Given request:
Write out the opening lines of the data word for word, up to and including the line with "import clsx from", and leave every picture and every later line out.

Data extract:

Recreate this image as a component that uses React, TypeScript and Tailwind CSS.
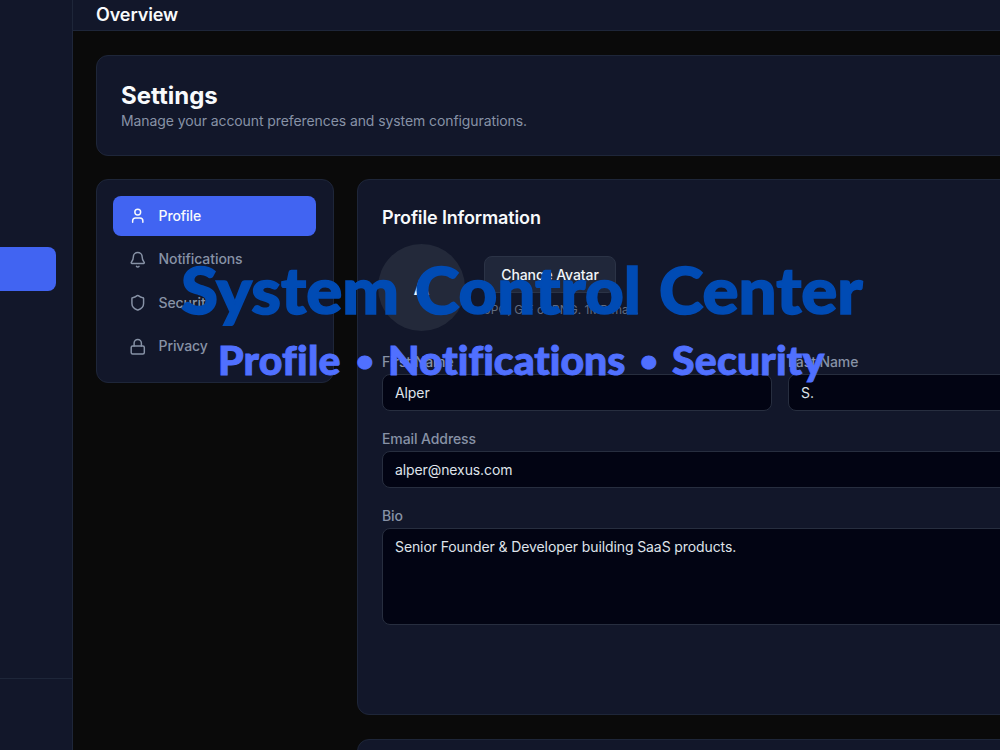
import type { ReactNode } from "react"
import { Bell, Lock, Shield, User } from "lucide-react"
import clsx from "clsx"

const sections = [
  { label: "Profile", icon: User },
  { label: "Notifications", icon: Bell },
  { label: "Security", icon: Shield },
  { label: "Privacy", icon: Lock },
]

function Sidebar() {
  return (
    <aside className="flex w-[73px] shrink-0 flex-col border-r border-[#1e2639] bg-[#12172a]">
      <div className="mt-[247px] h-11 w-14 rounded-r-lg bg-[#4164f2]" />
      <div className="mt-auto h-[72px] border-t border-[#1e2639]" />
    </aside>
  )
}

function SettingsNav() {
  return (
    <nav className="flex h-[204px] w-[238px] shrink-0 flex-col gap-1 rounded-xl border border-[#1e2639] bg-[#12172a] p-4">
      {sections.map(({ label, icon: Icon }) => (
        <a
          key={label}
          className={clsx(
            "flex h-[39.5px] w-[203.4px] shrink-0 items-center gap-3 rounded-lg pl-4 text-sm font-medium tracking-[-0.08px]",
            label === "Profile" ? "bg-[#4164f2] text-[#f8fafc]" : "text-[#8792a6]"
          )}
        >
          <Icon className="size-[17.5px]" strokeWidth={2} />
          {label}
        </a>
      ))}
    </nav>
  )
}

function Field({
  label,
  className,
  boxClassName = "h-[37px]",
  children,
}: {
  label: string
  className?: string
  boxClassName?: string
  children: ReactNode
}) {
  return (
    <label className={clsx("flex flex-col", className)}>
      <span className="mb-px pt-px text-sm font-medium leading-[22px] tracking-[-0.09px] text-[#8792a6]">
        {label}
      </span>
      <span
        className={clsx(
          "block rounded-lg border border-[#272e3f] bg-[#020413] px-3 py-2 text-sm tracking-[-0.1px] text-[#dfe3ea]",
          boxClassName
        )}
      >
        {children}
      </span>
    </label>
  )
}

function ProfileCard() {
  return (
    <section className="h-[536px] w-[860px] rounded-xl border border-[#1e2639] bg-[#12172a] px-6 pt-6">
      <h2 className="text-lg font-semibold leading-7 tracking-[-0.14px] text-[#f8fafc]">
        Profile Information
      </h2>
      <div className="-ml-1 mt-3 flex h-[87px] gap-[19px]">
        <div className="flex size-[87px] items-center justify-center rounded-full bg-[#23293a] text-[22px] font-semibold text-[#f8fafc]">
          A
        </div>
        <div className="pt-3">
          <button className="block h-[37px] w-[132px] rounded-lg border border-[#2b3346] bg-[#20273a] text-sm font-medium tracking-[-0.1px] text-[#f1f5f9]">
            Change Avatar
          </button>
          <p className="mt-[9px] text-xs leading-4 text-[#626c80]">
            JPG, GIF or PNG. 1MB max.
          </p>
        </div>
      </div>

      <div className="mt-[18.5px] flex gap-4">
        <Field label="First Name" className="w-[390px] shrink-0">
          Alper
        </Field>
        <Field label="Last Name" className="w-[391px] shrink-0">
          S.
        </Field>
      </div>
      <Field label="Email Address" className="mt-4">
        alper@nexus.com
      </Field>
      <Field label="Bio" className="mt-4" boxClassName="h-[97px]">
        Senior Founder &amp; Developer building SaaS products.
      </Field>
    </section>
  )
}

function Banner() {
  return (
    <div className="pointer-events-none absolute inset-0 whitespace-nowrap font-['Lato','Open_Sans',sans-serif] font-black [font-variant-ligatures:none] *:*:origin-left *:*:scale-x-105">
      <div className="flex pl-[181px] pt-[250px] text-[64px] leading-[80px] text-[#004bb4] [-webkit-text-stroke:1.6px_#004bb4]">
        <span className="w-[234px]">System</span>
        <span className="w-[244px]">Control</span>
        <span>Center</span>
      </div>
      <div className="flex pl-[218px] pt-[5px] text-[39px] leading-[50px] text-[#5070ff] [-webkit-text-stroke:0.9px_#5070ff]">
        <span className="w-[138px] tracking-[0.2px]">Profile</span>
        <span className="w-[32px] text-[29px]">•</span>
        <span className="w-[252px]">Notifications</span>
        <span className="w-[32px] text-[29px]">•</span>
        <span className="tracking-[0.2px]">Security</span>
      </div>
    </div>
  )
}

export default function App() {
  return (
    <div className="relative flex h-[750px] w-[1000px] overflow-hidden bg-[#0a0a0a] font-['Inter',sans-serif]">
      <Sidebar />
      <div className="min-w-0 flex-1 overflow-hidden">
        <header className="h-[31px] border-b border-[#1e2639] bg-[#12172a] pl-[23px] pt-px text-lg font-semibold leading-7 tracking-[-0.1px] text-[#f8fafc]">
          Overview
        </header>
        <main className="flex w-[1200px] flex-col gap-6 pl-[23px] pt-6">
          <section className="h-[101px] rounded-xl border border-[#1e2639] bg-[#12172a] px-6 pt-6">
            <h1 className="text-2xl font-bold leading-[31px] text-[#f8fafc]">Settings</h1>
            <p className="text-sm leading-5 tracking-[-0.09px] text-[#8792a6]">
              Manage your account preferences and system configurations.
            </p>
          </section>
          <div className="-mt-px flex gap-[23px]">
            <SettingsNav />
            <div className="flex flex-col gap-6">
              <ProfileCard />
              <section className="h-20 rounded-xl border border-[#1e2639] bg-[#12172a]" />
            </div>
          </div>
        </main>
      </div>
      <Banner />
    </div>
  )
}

Result of the task:
Recreate this image as a component that uses React, TypeScript and Tailwind CSS.
import type { ReactNode } from "react"
import { Bell, Lock, Shield, User } from "lucide-react"
import clsx from "clsx"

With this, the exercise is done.